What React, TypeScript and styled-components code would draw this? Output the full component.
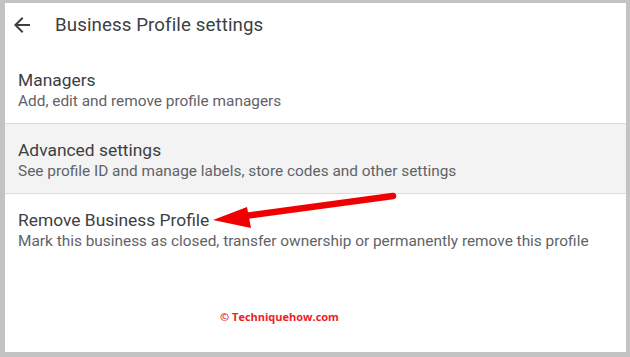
import styled, { createGlobalStyle } from "styled-components";

const GlobalStyle = createGlobalStyle`
  html, body {
    margin: 0;
    padding: 0;
    background: #c3c3c3;
  }
  body {
    font-family: Roboto, "Liberation Sans", Arial, sans-serif;
  }
`;

const items = [
  {
    id: 1,
    title: "Managers",
    text: "Add, edit and remove profile managers",
    active: false,
  },
  {
    id: 2,
    title: "Advanced settings",
    text: "See profile ID and manage labels, store codes and other settings",
    active: true,
  },
  {
    id: 3,
    title: "Remove Business Profile",
    text: "Mark this business as closed, transfer ownership or permanently remove this profile",
    active: false,
  },
];

const BackIcon = () => (
  <svg width="24" height="24" viewBox="0 0 24 24" fill="#3c4043">
    <path d="M20 11H7.83l5.59-5.59L12 4l-8 8 8 8 1.41-1.41L7.83 13H20v-2z" />
  </svg>
);

const App = () => {
  return (
    <Frame>
      <GlobalStyle />
      <Panel>
        <Header>
          <BackButton>
            <BackIcon />
          </BackButton>
          <Title>Business Profile settings</Title>
        </Header>
        <List>
          {items.map((item, i) => (
            <Row key={item.id} $active={item.active} $divider={i > 0}>
              <RowTitle>{item.title}</RowTitle>
              <RowText>{item.text}</RowText>
            </Row>
          ))}
        </List>
        <Watermark>© Techniquehow.com</Watermark>
        <Pointer viewBox="0 0 621 349">
          <line
            x1="240"
            y1="213"
            x2="388"
            y2="193"
            stroke="#f00000"
            strokeWidth="6.5"
            strokeLinecap="round"
          />
          <polygon points="208,217 242,204 246,225" fill="#f00000" />
        </Pointer>
      </Panel>
    </Frame>
  );
};

export default App;

const Frame = styled.div`
  width: 630px;
  height: 357px;
  box-sizing: border-box;
  padding: 3px 4px 5px 5px;
`;

const Panel = styled.div`
  position: relative;
  height: 100%;
  background: #ffffff;
  overflow: hidden;
`;

const Header = styled.div`
  height: 44px;
  display: flex;
  align-items: center;
`;

const BackButton = styled.div`
  width: 24px;
  height: 24px;
  margin-left: 5px;
  display: flex;
`;

const Title = styled.h1`
  margin: 0 0 0 21px;
  font-size: 18.7px;
  font-weight: 400;
  color: #3c4043;
  letter-spacing: 0.1px;
`;

const List = styled.div`
  padding-top: 7px;
`;

const Row = styled.div<{ $active: boolean; $divider: boolean }>`
  position: relative;
  padding: 15px 0 12px 13px;
  background: ${(p) => (p.$active ? "#f3f3f3" : "transparent")};
  border-top: ${(p) => (p.$divider ? "1px solid #dcdcdc" : "none")};
`;

const RowTitle = styled.div`
  font-size: 17.4px;
  line-height: 22px;
  color: #3c4043;
`;

const RowText = styled.div`
  font-size: 15.4px;
  line-height: 20px;
  color: #5f6368;
`;

const Watermark = styled.div`
  margin: 46px 0 0 215px;
  font-family: "Open Sans", "DejaVu Sans", sans-serif;
  font-size: 11px;
  font-weight: 700;
  color: #ee1c25;
`;

const Pointer = styled.svg`
  position: absolute;
  left: 0;
  top: 0;
  width: 621px;
  height: 349px;
  pointer-events: none;
`;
================
## Direction
Set the listing down in full and exactly. Pictures within it should not appear in the copy.

## Written solution
What React, TypeScript and styled-components code would draw this? Output the full component.
import styled, { createGlobalStyle } from "styled-components";

const GlobalStyle = createGlobalStyle`
  html, body {
    margin: 0;
    padding: 0;
    background: #c3c3c3;
  }
  body {
    font-family: Roboto, "Liberation Sans", Arial, sans-serif;
  }
`;

const items = [
  {
    id: 1,
    title: "Managers",
    text: "Add, edit and remove profile managers",
    active: false,
  },
  {
    id: 2,
    title: "Advanced settings",
    text: "See profile ID and manage labels, store codes and other settings",
    active: true,
  },
  {
    id: 3,
    title: "Remove Business Profile",
    text: "Mark this business as closed, transfer ownership or permanently remove this profile",
    active: false,
  },
];

const BackIcon = () => (
  <svg width="24" height="24" viewBox="0 0 24 24" fill="#3c4043">
    <path d="M20 11H7.83l5.59-5.59L12 4l-8 8 8 8 1.41-1.41L7.83 13H20v-2z" />
  </svg>
);

const App = () => {
  return (
    <Frame>
      <GlobalStyle />
      <Panel>
        <Header>
          <BackButton>
            <BackIcon />
          </BackButton>
          <Title>Business Profile settings</Title>
        </Header>
        <List>
          {items.map((item, i) => (
            <Row key={item.id} $active={item.active} $divider={i > 0}>
              <RowTitle>{item.title}</RowTitle>
              <RowText>{item.text}</RowText>
            </Row>
          ))}
        </List>
        <Watermark>© Techniquehow.com</Watermark>
        <Pointer viewBox="0 0 621 349">
          <line
            x1="240"
            y1="213"
            x2="388"
            y2="193"
            stroke="#f00000"
            strokeWidth="6.5"
            strokeLinecap="round"
          />
          <polygon points="208,217 242,204 246,225" fill="#f00000" />
        </Pointer>
      </Panel>
    </Frame>
  );
};

export default App;

const Frame = styled.div`
  width: 630px;
  height: 357px;
  box-sizing: border-box;
  padding: 3px 4px 5px 5px;
`;

const Panel = styled.div`
  position: relative;
  height: 100%;
  background: #ffffff;
  overflow: hidden;
`;

const Header = styled.div`
  height: 44px;
  display: flex;
  align-items: center;
`;

const BackButton = styled.div`
  width: 24px;
  height: 24px;
  margin-left: 5px;
  display: flex;
`;

const Title = styled.h1`
  margin: 0 0 0 21px;
  font-size: 18.7px;
  font-weight: 400;
  color: #3c4043;
  letter-spacing: 0.1px;
`;

const List = styled.div`
  padding-top: 7px;
`;

const Row = styled.div<{ $active: boolean; $divider: boolean }>`
  position: relative;
  padding: 15px 0 12px 13px;
  background: ${(p) => (p.$active ? "#f3f3f3" : "transparent")};
  border-top: ${(p) => (p.$divider ? "1px solid #dcdcdc" : "none")};
`;

const RowTitle = styled.div`
  font-size: 17.4px;
  line-height: 22px;
  color: #3c4043;
`;

const RowText = styled.div`
  font-size: 15.4px;
  line-height: 20px;
  color: #5f6368;
`;

const Watermark = styled.div`
  margin: 46px 0 0 215px;
  font-family: "Open Sans", "DejaVu Sans", sans-serif;
  font-size: 11px;
  font-weight: 700;
  color: #ee1c25;
`;

const Pointer = styled.svg`
  position: absolute;
  left: 0;
  top: 0;
  width: 621px;
  height: 349px;
  pointer-events: none;
`;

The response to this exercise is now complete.